As Hamburg village officials decide how to build on the successful redevelopment of Main and Buffalo streets, they will be considering a market analysis to identify areas for economic growth.

Assets in the village include a populace that is wealthier than its neighbors, well-educated and with substantial disposable income, according to the new study.

But the village is nearly built out, so the focus should be on the redevelopment of underutilized land, according to the market analysis of the village by Peter J. Smith & Co., a municipal planning firm. Members of the firm discussed the results Monday night with the Village Board.

The report analyzed industrial, residential, commercial and retail markets. It found:

• The village has virtually no industrial sites available.

• There is nearly full occupancy in retail areas, except where owners are asking well above market rates.

• Spending patterns show there is a market for higher-end products and boutiques.

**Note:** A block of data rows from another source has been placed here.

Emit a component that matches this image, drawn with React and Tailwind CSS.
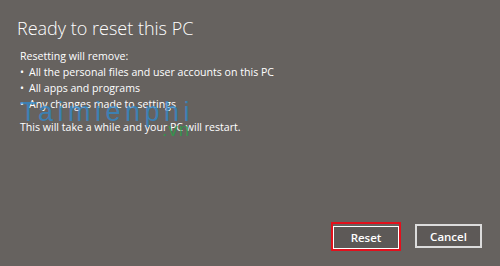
export default function App() {
  const font = { fontFamily: '"Open Sans", "Noto Sans", "DejaVu Sans", sans-serif' };
  return (
    <div className="relative w-[500px] h-[266px] bg-[#66625f] text-white overflow-hidden" style={font}>
      <div className="flex flex-col h-full pl-[17px] pr-[17px] pt-[11px] pb-[15px]">
        <h1 className="text-[18px] leading-[34px] font-light">Ready to reset this PC</h1>
        <div className="mt-[3px] pl-[3px] text-[10.6px] leading-[16px]">
          <p>Resetting will remove:</p>
          <ul>
            <li className="flex"><span className="w-[9px]">•</span>All the personal files and user accounts on this PC</li>
            <li className="flex"><span className="w-[9px]">•</span>All apps and programs</li>
            <li className="flex"><span className="w-[9px]">•</span>Any changes made to settings</li>
          </ul>
          <p className="mt-[7px]">This will take a while and your PC will restart.</p>
        </div>
        <div className="mt-auto flex justify-end items-center gap-[14px] pr-[1px]">
          <div className="border-2 border-[#e3101c]">
            <button className="w-[66px] h-[23px] border border-white bg-[#5d5957] text-[11.5px] font-semibold">Reset</button>
          </div>
          <button className="w-[67px] h-[24px] border-2 border-[#dcdcdc] bg-[#5d5957] text-[11.5px] font-semibold">Cancel</button>
        </div>
      </div>
      <div className="absolute left-[20px] top-[97px] text-[27px] leading-[30px] tracking-[4.5px] text-[#2f8ad0]/75 pointer-events-none" style={{ fontFamily: '"Liberation Sans", sans-serif' }}>Taimienphi</div>
      <div className="absolute left-[162px] top-[119px] text-[19px] leading-[22px] tracking-[1px] text-[#2e9a4a]/85 pointer-events-none" style={{ fontFamily: '"Liberation Sans", sans-serif' }}>.vn</div>
    </div>
  );
}
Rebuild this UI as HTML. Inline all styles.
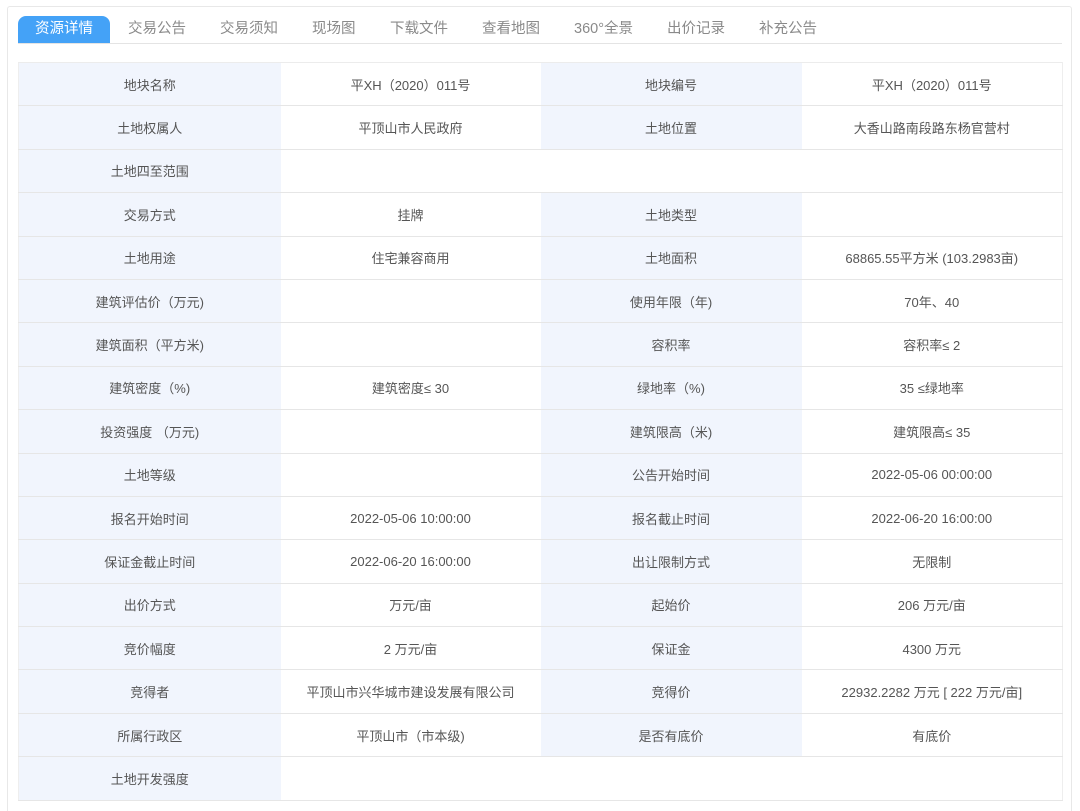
<!DOCTYPE html>
<html><head><meta charset="utf-8"><style>
*{margin:0;padding:0;box-sizing:border-box}
html,body{width:1080px;height:811px;overflow:hidden}
body{background:#fff;font-family:"Liberation Sans","Noto Sans CJK SC",sans-serif;position:relative}
.outer{position:absolute;left:7px;top:6px;width:1065px;height:805px;border:1px solid #e8e8e8;border-bottom:none;border-radius:3px 3px 0 0}
.tabs{position:absolute;left:18px;top:16px;width:1044px;height:28px;border-bottom:1px solid #e4e4e4}
.tab{position:absolute;top:0;height:27px;line-height:26px;font-size:14.5px;color:#8a8a8a}
.tab.act{background:#44a2f7;color:#fff;border-radius:8px 8px 0 0;width:92px;text-align:center;left:0}
table{position:absolute;left:18px;top:62px;width:1044px;border-collapse:collapse;table-layout:fixed;border-top:1px solid #ececec;border-left:1px solid #eee;border-right:1px solid #eee}
td{height:43.4px;border-bottom:1px solid #e6e6e6;text-align:center;font-size:13px;color:#555;padding:0}
td.l{background:#f1f5fd}
</style></head><body>
<div class="outer"></div>
<div class="tabs">
<div class="tab act">资源详情</div>
<div class="tab" style="left:110px">交易公告</div>
<div class="tab" style="left:202px">交易须知</div>
<div class="tab" style="left:294px">现场图</div>
<div class="tab" style="left:372px">下载文件</div>
<div class="tab" style="left:464px">查看地图</div>
<div class="tab" style="left:556px">360°全景</div>
<div class="tab" style="left:649px">出价记录</div>
<div class="tab" style="left:741px">补充公告</div>
</div>
<table>
<colgroup><col style="width:262px"><col style="width:260px"><col style="width:261px"><col style="width:261px"></colgroup>
<tr><td class="l">地块名称</td><td>平XH（2020）011号</td><td class="l">地块编号</td><td>平XH（2020）011号</td></tr>
<tr><td class="l">土地权属人</td><td>平顶山市人民政府</td><td class="l">土地位置</td><td>大香山路南段路东杨官营村</td></tr>
<tr><td class="l">土地四至范围</td><td colspan="3"></td></tr>
<tr><td class="l">交易方式</td><td>挂牌</td><td class="l">土地类型</td><td></td></tr>
<tr><td class="l">土地用途</td><td>住宅兼容商用</td><td class="l">土地面积</td><td>68865.55平方米 (103.2983亩)</td></tr>
<tr><td class="l">建筑评估价（万元)</td><td></td><td class="l">使用年限（年)</td><td>70年、40</td></tr>
<tr><td class="l">建筑面积（平方米)</td><td></td><td class="l">容积率</td><td>容积率≤ 2</td></tr>
<tr><td class="l">建筑密度（%)</td><td>建筑密度≤ 30</td><td class="l">绿地率（%)</td><td>35 ≤绿地率</td></tr>
<tr><td class="l">投资强度 （万元)</td><td></td><td class="l">建筑限高（米)</td><td>建筑限高≤ 35</td></tr>
<tr><td class="l">土地等级</td><td></td><td class="l">公告开始时间</td><td>2022-05-06 00:00:00</td></tr>
<tr><td class="l">报名开始时间</td><td>2022-05-06 10:00:00</td><td class="l">报名截止时间</td><td>2022-06-20 16:00:00</td></tr>
<tr><td class="l">保证金截止时间</td><td>2022-06-20 16:00:00</td><td class="l">出让限制方式</td><td>无限制</td></tr>
<tr><td class="l">出价方式</td><td>万元/亩</td><td class="l">起始价</td><td>206 万元/亩</td></tr>
<tr><td class="l">竞价幅度</td><td>2 万元/亩</td><td class="l">保证金</td><td>4300 万元</td></tr>
<tr><td class="l">竞得者</td><td>平顶山市兴华城市建设发展有限公司</td><td class="l">竞得价</td><td>22932.2282 万元 [ 222 万元/亩]</td></tr>
<tr><td class="l">所属行政区</td><td>平顶山市（市本级)</td><td class="l">是否有底价</td><td>有底价</td></tr>
<tr><td class="l">土地开发强度</td><td colspan="3"></td></tr>
</table>
</body></html>
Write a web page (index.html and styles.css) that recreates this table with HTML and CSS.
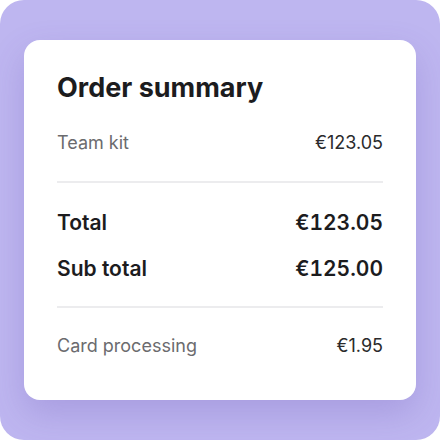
FILE: index.html
```html
<!DOCTYPE html>
<html>
<head>
<meta charset="utf-8">
<link rel="stylesheet" href="styles.css">
</head>
<body>
<div class="frame">
  <div class="card">
    <h1 class="title">Order summary</h1>
    <div class="row item first"><span>Team kit</span><span class="amt">€123.05</span></div>
    <hr class="divider">
    <div class="row strong total"><span>Total</span><span class="num">€123.05</span></div>
    <div class="row strong sub"><span>Sub total</span><span class="num">€125.00</span></div>
    <hr class="divider second">
    <div class="row item last"><span>Card processing</span><span class="amt">€1.95</span></div>
  </div>
</div>
</body>
</html>
```
FILE: styles.css
```css
html, body {
  margin: 0;
  padding: 0;
  background: #ffffff;
}
body {
  width: 440px;
  height: 440px;
  font-family: Inter, "Noto Sans", sans-serif;
}
.frame {
  width: 440px;
  height: 440px;
  box-sizing: border-box;
  background: #beb6f0;
  border-radius: 24px;
  padding: 40px 24px;
}
.card {
  background: #ffffff;
  border-radius: 16px;
  height: 360px;
  box-sizing: border-box;
  padding: 32px 33px;
  display: flex;
  flex-direction: column;
  box-shadow: 0 14px 34px rgba(90, 70, 170, 0.22);
}
.title {
  margin: 0;
  font-size: 27px;
  line-height: 32px;
  font-weight: 700;
  color: #1c1c1e;
}
.row {
  display: flex;
  justify-content: space-between;
  align-items: center;
}
.num {
  font-variant-numeric: tabular-nums;
}
.item {
  font-size: 18px;
  line-height: 24px;
  color: #6b6b6e;
}
.item .amt {
  color: #2a2a2c;
}
.first {
  margin-top: 27px;
}
.divider {
  border: 0;
  height: 2px;
  background: #ececee;
  margin: 26px 0 0 0;
}
.strong {
  font-size: 21px;
  line-height: 28px;
  font-weight: 600;
  color: #1c1c1e;
}
.total {
  margin-top: 26px;
}
.sub {
  margin-top: 18px;
}
.divider.second {
  margin-top: 23px;
}
.last {
  margin-top: 26px;
}
```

• There are few large noncommercial buildings available, and there should be more diversity in housing options.

The median income in the village is $63,000, compared with $59,000 in the Town of Hamburg, said Dan Leonard of Peter J. Smith. But because there are not enough retail offerings in the village, there is a “leakage” of about $15 million, meaning that village residents spend $15 million outside the village.

Eve Holberg, also of the planning firm, said there are four areas the village should concentrate on: the industrial West End, on and around Evans Street; Lake Street; Eighteen Mile Creek near South Buffalo Street; and the village gateway off the Thruway on Camp Road.

“It’s nothing that we have not thought of before,” Trustee Paul Gaughan said.

The market analysis is the first step in implementing the new comprehensive plan, but it needs to be taken to the next level, the planners said.

“There is a lot of potential for growth,” Leonard said. “It’s not going to naturally happen, because we don’t have the space for it.”

“This cannot sit on the back shelf,” Mayor Thomas J. Moses Sr. said of the report.